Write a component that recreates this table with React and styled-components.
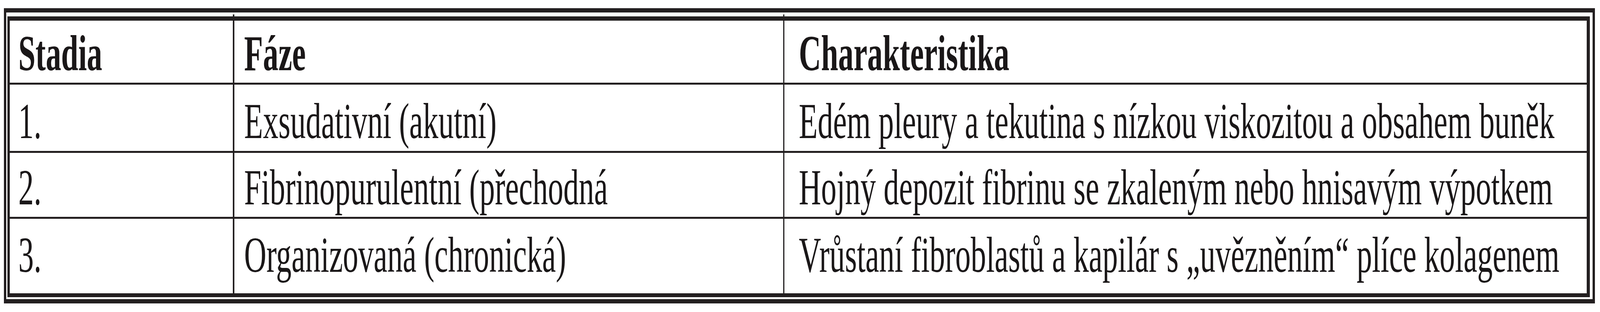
import { useLayoutEffect, useState } from 'react'
import styled, { createGlobalStyle } from 'styled-components'

// the reference is 6750px wide: horizontal sizes follow the window width,
// vertical sizes stay in pixels
const REF_WIDTH = 6750
const u = (n) => `calc(${n} * var(--u))`

const COLS = [942, 2315, 3385]
const RULE = 6

const GlobalStyle = createGlobalStyle`
  :root {
    --u: calc(100vw / ${REF_WIDTH});
  }
  html, body {
    margin: 0;
    padding: 0;
    background: #ffffff;
    overflow: hidden;
  }
  body {
    font-family: "Liberation Serif", "Times New Roman", serif;
    color: #1a1718;
  }
`

const Page = styled.div`
  padding: 21px 0 0 ${u(16)};
`

const Frame = styled.div`
  box-sizing: border-box;
  width: ${u(6712)};
  height: 757px;
  border-style: solid;
  border-color: #231f20;
  border-width: 11px ${u(11)};
  padding: 10px ${u(11)} 6px ${u(5)};
`

const Table = styled.div`
  position: relative;
  box-sizing: border-box;
  height: 720px;
  border-style: solid;
  border-color: #231f20;
  border-width: 11px ${u(10)} 11px ${u(11)};
  display: grid;
  grid-template-columns: ${COLS.map(u).join(' ')};
  grid-template-rows: 159px 170px 164px 191px;
  column-gap: ${u(RULE)};
  row-gap: 5px;
  background: #231f20;
`

const padByCol = [37, 42, 60]

const Cell = styled.div`
  overflow: hidden;
  background: #ffffff;
  font-size: 130px;
  line-height: 1;
  font-weight: ${({ $head }) => ($head ? 700 : 400)};
  white-space: nowrap;
  padding-top: ${({ $top }) => $top}px;
  padding-left: ${({ $col }) => u(padByCol[$col])};
`

const Text = styled.span`
  display: inline-block;
  transform: scaleX(var(--sx, 1));
  transform-origin: 0 0;
`

// the column rules poke a few pixels above the table's top border
const Tick = styled.span`
  position: absolute;
  top: -16px;
  left: ${({ $at }) => u($at)};
  width: ${u(RULE)};
  height: 5px;
  background: #231f20;
`

const head = ['Stadia', 'Fáze', 'Charakteristika']

const rows = [
  { top: 28, cells: ['1.', 'Exsudativní (akutní)', 'Edém pleury a tekutina s nízkou viskozitou a obsahem buněk'] },
  { top: 23, cells: ['2.', 'Fibrinopurulentní (přechodná', 'Hojný depozit fibrinu se zkaleným nebo hnisavým výpotkem'] },
  { top: 27, cells: ['3.', 'Organizovaná (chronická)', 'Vrůstaní fibroblastů a kapilár s „uvězněním“ plíce kolagenem'] },
]

export default function App() {
  const [sx, setSx] = useState(1)

  useLayoutEffect(() => {
    const update = () => setSx(Math.min(1, window.innerWidth / REF_WIDTH))
    update()
    window.addEventListener('resize', update)
    return () => window.removeEventListener('resize', update)
  }, [])

  return (
    <>
      <GlobalStyle />
      <Page style={{ '--sx': sx }}>
        <Frame>
          <Table>
            <Tick $at={COLS[0]} />
            <Tick $at={COLS[0] + RULE + COLS[1]} />
            {head.map((text, i) => (
              <Cell key={text} $head $top={18} $col={i}>
                <Text>{text}</Text>
              </Cell>
            ))}
            {rows.map((row, r) =>
              row.cells.map((text, i) => (
                <Cell key={`${r}-${i}`} $top={row.top} $col={i}>
                  <Text>{text}</Text>
                </Cell>
              ))
            )}
          </Table>
        </Frame>
      </Page>
    </>
  )
}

GIVEN TASK
Transcribe all the data word for word; the images stay out.

FINISHED EXERCISE
Write a component that recreates this table with React and styled-components.
import { useLayoutEffect, useState } from 'react'
import styled, { createGlobalStyle } from 'styled-components'

// the reference is 6750px wide: horizontal sizes follow the window width,
// vertical sizes stay in pixels
const REF_WIDTH = 6750
const u = (n) => `calc(${n} * var(--u))`

const COLS = [942, 2315, 3385]
const RULE = 6

const GlobalStyle = createGlobalStyle`
  :root {
    --u: calc(100vw / ${REF_WIDTH});
  }
  html, body {
    margin: 0;
    padding: 0;
    background: #ffffff;
    overflow: hidden;
  }
  body {
    font-family: "Liberation Serif", "Times New Roman", serif;
    color: #1a1718;
  }
`

const Page = styled.div`
  padding: 21px 0 0 ${u(16)};
`

const Frame = styled.div`
  box-sizing: border-box;
  width: ${u(6712)};
  height: 757px;
  border-style: solid;
  border-color: #231f20;
  border-width: 11px ${u(11)};
  padding: 10px ${u(11)} 6px ${u(5)};
`

const Table = styled.div`
  position: relative;
  box-sizing: border-box;
  height: 720px;
  border-style: solid;
  border-color: #231f20;
  border-width: 11px ${u(10)} 11px ${u(11)};
  display: grid;
  grid-template-columns: ${COLS.map(u).join(' ')};
  grid-template-rows: 159px 170px 164px 191px;
  column-gap: ${u(RULE)};
  row-gap: 5px;
  background: #231f20;
`

const padByCol = [37, 42, 60]

const Cell = styled.div`
  overflow: hidden;
  background: #ffffff;
  font-size: 130px;
  line-height: 1;
  font-weight: ${({ $head }) => ($head ? 700 : 400)};
  white-space: nowrap;
  padding-top: ${({ $top }) => $top}px;
  padding-left: ${({ $col }) => u(padByCol[$col])};
`

const Text = styled.span`
  display: inline-block;
  transform: scaleX(var(--sx, 1));
  transform-origin: 0 0;
`

// the column rules poke a few pixels above the table's top border
const Tick = styled.span`
  position: absolute;
  top: -16px;
  left: ${({ $at }) => u($at)};
  width: ${u(RULE)};
  height: 5px;
  background: #231f20;
`

const head = ['Stadia', 'Fáze', 'Charakteristika']

const rows = [
  { top: 28, cells: ['1.', 'Exsudativní (akutní)', 'Edém pleury a tekutina s nízkou viskozitou a obsahem buněk'] },
  { top: 23, cells: ['2.', 'Fibrinopurulentní (přechodná', 'Hojný depozit fibrinu se zkaleným nebo hnisavým výpotkem'] },
  { top: 27, cells: ['3.', 'Organizovaná (chronická)', 'Vrůstaní fibroblastů a kapilár s „uvězněním“ plíce kolagenem'] },
]

export default function App() {
  const [sx, setSx] = useState(1)

  useLayoutEffect(() => {
    const update = () => setSx(Math.min(1, window.innerWidth / REF_WIDTH))
    update()
    window.addEventListener('resize', update)
    return () => window.removeEventListener('resize', update)
  }, [])

  return (
    <>
      <GlobalStyle />
      <Page style={{ '--sx': sx }}>
        <Frame>
          <Table>
            <Tick $at={COLS[0]} />
            <Tick $at={COLS[0] + RULE + COLS[1]} />
            {head.map((text, i) => (
              <Cell key={text} $head $top={18} $col={i}>
                <Text>{text}</Text>
              </Cell>
            ))}
            {rows.map((row, r) =>
              row.cells.map((text, i) => (
                <Cell key={`${r}-${i}`} $top={row.top} $col={i}>
                  <Text>{text}</Text>
                </Cell>
              ))
            )}
          </Table>
        </Frame>
      </Page>
    </>
  )
}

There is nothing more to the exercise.